La culture de l’éventail chinois, qui a une histoire de plus de 3 000 ans, s'enrichit constamment. De nos jours, dans ce pays vaste et riche en ressources, il existe de nombreux matériaux pour fabriquer des éventails et d'innombrables éventails célèbres sont produits dans tout le pays. Dans les musées, dans l'artisanat traditionnel, dans la création artistique telle que la calligraphie, la peinture et la sculpture, dans la vie et les cœurs des gens, l'éventail en tant que patrimoine culturel immatériel national raconte toujours au monde l'histoire de plus de 3 000 ans.
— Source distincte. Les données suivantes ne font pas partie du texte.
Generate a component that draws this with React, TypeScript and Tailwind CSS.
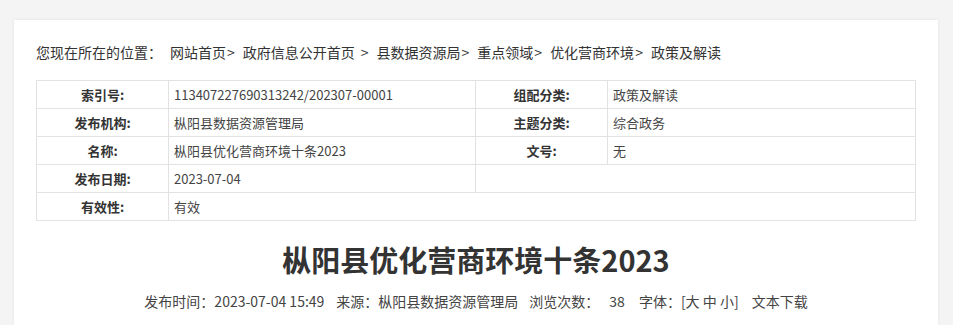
import React from "react";

const font = { fontFamily: '"Noto Sans CJK SC", "Noto Sans", sans-serif' };

function Label({ children }: { children: React.ReactNode }) {
  return (
    <td className="border border-[#e2e2e2] text-center font-bold text-[#333] h-[28px] p-0">
      {children}
    </td>
  );
}
function Val({ children, colSpan }: { children?: React.ReactNode; colSpan?: number }) {
  return (
    <td colSpan={colSpan} className="border border-[#e2e2e2] text-left text-[#444] h-[28px] py-0 pl-[5px]">
      {children}
    </td>
  );
}

function Sep({ wide }: { wide?: boolean }) {
  return <span className={wide ? "ml-[6px] mr-[8px]" : "ml-[1px] mr-[8px]"}>&gt;</span>;
}

export default function App() {
  return (
    <div className="min-h-[325px] bg-[#f4f4f4] pt-[20px] pl-[14px] pr-[15px]" style={font}>
      <div className="bg-white min-h-[305px] px-[22px] pt-[20px] shadow-[0_0_3px_rgba(0,0,0,0.08)]">
        <div className="flex text-[14px] leading-[24px] text-[#333] whitespace-nowrap">
          <span className="mr-[8px]">您现在所在的位置：</span>
          <span>网站首页</span>
          <Sep />
          <span>政府信息公开首页</span>
          <Sep wide />
          <span>县数据资源局</span>
          <Sep />
          <span>重点领域</span>
          <Sep />
          <span>优化营商环境</span>
          <Sep />
          <span>政策及解读</span>
        </div>
        <table className="mt-[16px] w-full border-collapse text-[13px] leading-[20px] table-fixed">
          <colgroup>
            <col className="w-[132px]" />
            <col className="w-[307px]" />
            <col className="w-[132px]" />
            <col />
          </colgroup>
          <tbody>
            <tr>
              <Label>索引号:</Label>
              <Val>113407227690313242/202307-00001</Val>
              <Label>组配分类:</Label>
              <Val>政策及解读</Val>
            </tr>
            <tr>
              <Label>发布机构:</Label>
              <Val>枞阳县数据资源管理局</Val>
              <Label>主题分类:</Label>
              <Val>综合政务</Val>
            </tr>
            <tr>
              <Label>名称:</Label>
              <Val>枞阳县优化营商环境十条2023</Val>
              <Label>文号:</Label>
              <Val>无</Val>
            </tr>
            <tr>
              <Label>发布日期:</Label>
              <Val>2023-07-04</Val>
              <Val colSpan={2} />
            </tr>
            <tr>
              <Label>有效性:</Label>
              <Val colSpan={3}>有效</Val>
            </tr>
          </tbody>
        </table>
        <h1 className="mt-[18px] text-center text-[29px] leading-[40px] font-bold text-[#333]">
          枞阳县优化营商环境十条2023
        </h1>
        <div className="mt-[12px] flex justify-center text-[14px] leading-[20px] text-[#444] whitespace-nowrap">
          <span>发布时间：2023-07-04 15:49</span>
          <span className="ml-[12px]">来源：枞阳县数据资源管理局</span>
          <span className="ml-[11px]">浏览次数：</span>
          <span className="ml-[10px]">38</span>
          <span className="ml-[14px]">字体：[大 中 小]</span>
          <span className="ml-[13px]">文本下载</span>
        </div>
      </div>
    </div>
  );
}
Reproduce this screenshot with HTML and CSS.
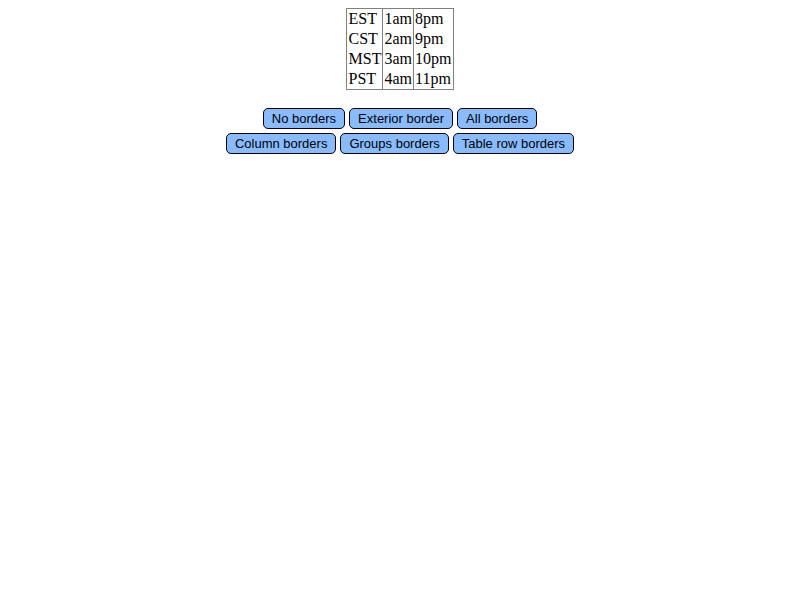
FILE: index.html
```html
<!DOCTYPE html>
<html>
<head>
<meta charset="utf-8">
<link rel="stylesheet" href="styles.css">
</head>
<body>
<table class="tz">
<colgroup><col><col><col></colgroup>
<tbody>
<tr><td>EST</td><td>1am</td><td>8pm</td></tr>
<tr><td>CST</td><td>2am</td><td>9pm</td></tr>
<tr><td>MST</td><td>3am</td><td>10pm</td></tr>
<tr><td>PST</td><td>4am</td><td>11pm</td></tr>
</tbody>
</table>
<div class="controls">
<div class="row">
<button class="btn">No borders</button>
<button class="btn">Exterior border</button>
<button class="btn">All borders</button>
</div>
<div class="row">
<button class="btn">Column borders</button>
<button class="btn">Groups borders</button>
<button class="btn">Table row borders</button>
</div>
</div>
</body>
</html>
```
FILE: styles.css
```css
body {
  margin: 8px;
  font-family: "Liberation Serif", serif;
  font-size: 16px;
  background: #fff;
  color: #000;
}
.tz {
  margin: 0 auto;
  border-collapse: collapse;
  border: 1px solid #808080;
}
.tz td {
  padding: 1px 1px;
  border-left: 1px solid #808080;
  line-height: 18px;
}
.tz td:first-child {
  border-left: none;
  padding-left: 2px;
}
.tz td:last-child {
  padding-right: 2px;
}
.controls {
  margin-top: 18px;
  display: flex;
  flex-direction: column;
  align-items: center;
  gap: 4px;
}
.row {
  display: flex;
  gap: 4px;
}
.btn {
  font-family: "Liberation Sans", Arial, sans-serif;
  font-size: 13px;
  height: 21px;
  padding: 0 8px;
  background: #88bbff;
  border: 1px solid #000;
  border-radius: 5px;
  color: #000;
}
```
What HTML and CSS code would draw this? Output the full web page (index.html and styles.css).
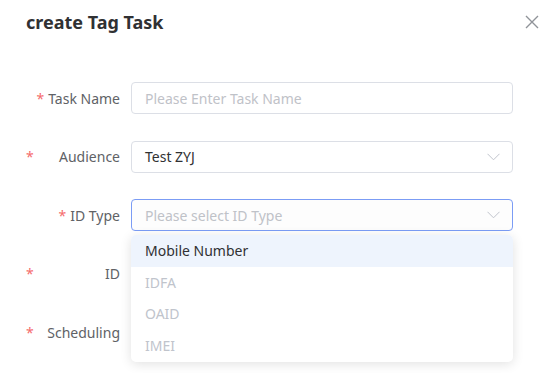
FILE: index.html
```html
<!DOCTYPE html>
<html lang="en">
<head>
<meta charset="utf-8">
<title>create Tag Task</title>
<link rel="stylesheet" href="styles.css">
</head>
<body>
<div class="dialog">
  <div class="dialog-header">
    <h2 class="dialog-title">create Tag Task</h2>
    <button class="dialog-close" aria-label="Close">
      <svg width="14" height="14" viewBox="0 0 14 14"><path d="M1 1L13 13M13 1L1 13" stroke="#909399" stroke-width="1.4" fill="none"/></svg>
    </button>
  </div>
  <form class="form">
    <div class="form-row">
      <label class="form-label"><span class="req">*</span>Task Name</label>
      <div class="field">
        <div class="input"><span class="placeholder">Please Enter Task Name</span></div>
      </div>
    </div>
    <div class="form-row">
      <label class="form-label form-label--split"><span class="req">*</span>Audience</label>
      <div class="field">
        <div class="input select"><span class="value">Test ZYJ</span>
          <svg class="chevron" width="13" height="8" viewBox="0 0 13 8"><path d="M0.5 0.8L6.5 6.8L12.5 0.8" stroke="#c0c4cc" stroke-width="1" fill="none"/></svg>
        </div>
      </div>
    </div>
    <div class="form-row">
      <label class="form-label"><span class="req">*</span>ID Type</label>
      <div class="field">
        <div class="input select is-focus"><span class="placeholder">Please select ID Type</span>
          <svg class="chevron" width="13" height="8" viewBox="0 0 13 8"><path d="M0.5 0.8L6.5 6.8L12.5 0.8" stroke="#c0c4cc" stroke-width="1" fill="none"/></svg>
        </div>
        <ul class="dropdown">
          <li class="option is-hover">Mobile Number</li>
          <li class="option is-disabled">IDFA</li>
          <li class="option is-disabled">OAID</li>
          <li class="option is-disabled">IMEI</li>
        </ul>
      </div>
    </div>
    <div class="form-row">
      <label class="form-label form-label--split"><span class="req">*</span>ID</label>
      <div class="field"><div class="input blank"></div></div>
    </div>
    <div class="form-row">
      <label class="form-label form-label--split"><span class="req">*</span>Scheduling</label>
      <div class="field"><div class="input blank"></div></div>
    </div>
  </form>
</div>
</body>
</html>
```
FILE: styles.css
```css
* { box-sizing: border-box; }
html, body { margin: 0; padding: 0; background: #fff; }
body {
  font-family: "Noto Sans", "Open Sans", Arial, sans-serif;
  color: #303133;
  width: 550px;
  height: 373px;
  overflow: hidden;
}
.dialog { position: relative; }
.dialog-header {
  display: flex;
  justify-content: space-between;
  align-items: flex-start;
  padding: 9px 11px 0 26px;
}
.dialog-title {
  margin: 0;
  font-size: 18px;
  line-height: 26px;
  font-weight: 700;
  color: #303133;
}
.dialog-close {
  border: 0;
  background: none;
  padding: 0;
  margin-top: 6px;
  width: 14px;
  height: 14px;
  display: block;
}
.dialog-close svg { display: block; }
.form { padding: 47px 37px 0 26px; }
.form-row {
  display: flex;
  align-items: flex-start;
  margin-bottom: 26.5px;
}
.form-label {
  width: 105px;
  flex: none;
  padding-right: 11px;
  display: flex;
  justify-content: flex-end;
  align-items: center;
  height: 32px;
  font-size: 14px;
  color: #606266;
}
.form-label--split { justify-content: space-between; }
.req { color: #f56c6c; margin-right: 4px; font-size: 14px; }
.field { flex: 1; position: relative; }
.input {
  height: 32px;
  border: 1px solid #dcdfe6;
  border-radius: 4px;
  display: flex;
  align-items: center;
  padding: 0 12px 0 13px;
  font-size: 14px;
  background: #fff;
}
.input.blank { border-color: transparent; }
.select { justify-content: space-between; }
.is-focus { border-color: #7b9cf5; background: #fdfdfd; }
.placeholder { color: #bfc2c8; }
.value { color: #303133; }
.chevron { display: block; margin-right: 0; }
.dropdown {
  position: absolute;
  left: 0;
  right: 0;
  top: 36px;
  margin: 0;
  padding: 0 0 1px;
  list-style: none;
  background: #fff;
  border-radius: 5px;
  box-shadow: 0 2px 12px rgba(0, 0, 0, 0.12);
  z-index: 10;
}
.option {
  height: 31.5px;
  line-height: 31.5px;
  padding: 0 14px;
  font-size: 14px;
  color: #303133;
}
.option.is-hover { background: #eef4fd; border-radius: 5px 5px 0 0; }
.option.is-disabled { color: #c0c4cc; }
```
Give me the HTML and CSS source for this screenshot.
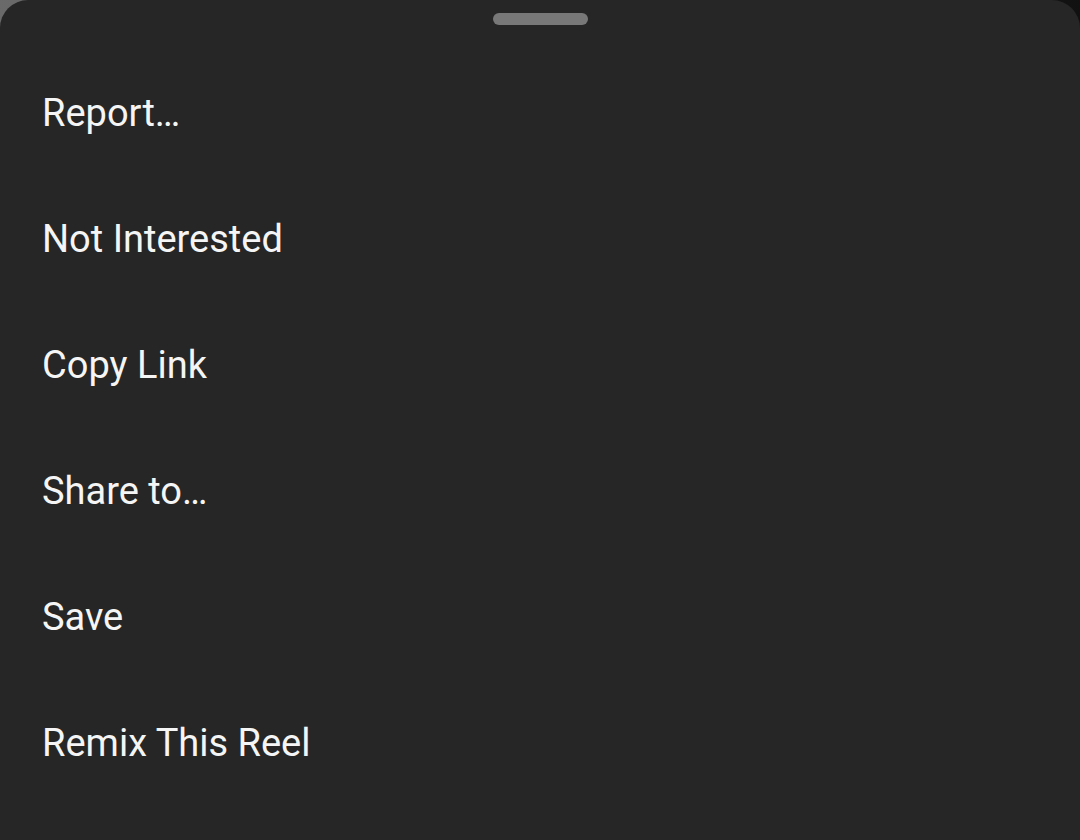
FILE: index.html
```html
<!DOCTYPE html>
<html>
<head>
<meta charset="utf-8">
<link rel="stylesheet" href="styles.css">
</head>
<body>
<div class="backdrop">
  <div class="sheet">
    <div class="handle-row"><div class="handle"></div></div>
    <ul class="menu">
      <li class="item">Report…</li>
      <li class="item">Not Interested</li>
      <li class="item">Copy Link</li>
      <li class="item">Share to…</li>
      <li class="item">Save</li>
      <li class="item">Remix This Reel</li>
    </ul>
  </div>
</div>
</body>
</html>
```
FILE: styles.css
```css
html, body {
  margin: 0;
  padding: 0;
  width: 1080px;
  height: 840px;
  overflow: hidden;
}
.backdrop {
  width: 1080px;
  height: 840px;
  background: linear-gradient(90deg, #6a6a6a 0%, #111 100%);
}
.sheet {
  width: 1080px;
  height: 840px;
  background: #262626;
  border-radius: 28px 28px 0 0;
  font-family: Roboto, "Liberation Sans", sans-serif;
  color: #f5f5f5;
}
.handle-row {
  display: flex;
  justify-content: center;
  padding-top: 13px;
  height: 50px;
  box-sizing: border-box;
}
.handle {
  width: 95px;
  height: 12px;
  border-radius: 6px;
  background: #787878;
}
.menu {
  list-style: none;
  margin: 0;
  padding: 0 0 0 42px;
}
.item {
  height: 126px;
  line-height: 126px;
  font-size: 38px;
  font-weight: 400;
  white-space: nowrap;
}
```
L'éventail, symbole d'autorité, décor de beauté et d'identité sociale, accessoire pour la danse, le théâtre et d'autres arts du spectacle, joue un rôle important dans la culture rituelle et musicale chinoise ainsi que dans la culture des coutumes du mariage. Il n'est pas seulement l'objet de la création littéraire et artistique, mais aussi le porteur de la poésie, de la peinture, de la calligraphie, des sentiments et des aspirations des créateurs.
L'éventail chinois, qui intègre la poésie, la calligraphie, la peinture, la broderie, le tissage et d'autres arts, est exquis et élégant, ce qui en fait l’œuvre d'art avec une valeur esthétique et une valeur de collection extrêmement élevées. Depuis les temps anciens,les gens choisissent souvent des éventails comme cadeaux pour la famille, l'amour et l'amitié afin de renforcer les relations.
La culture de l’éventail a un fort pouvoir d'expression de la culture traditionnelle chinoise. Les éventails, autrefois offerts à des amis internationaux en cadeaux de la Chine, sont devenus des messagers d'échanges interculturels avec des connotations culturelles au-delà de la valeur pratique.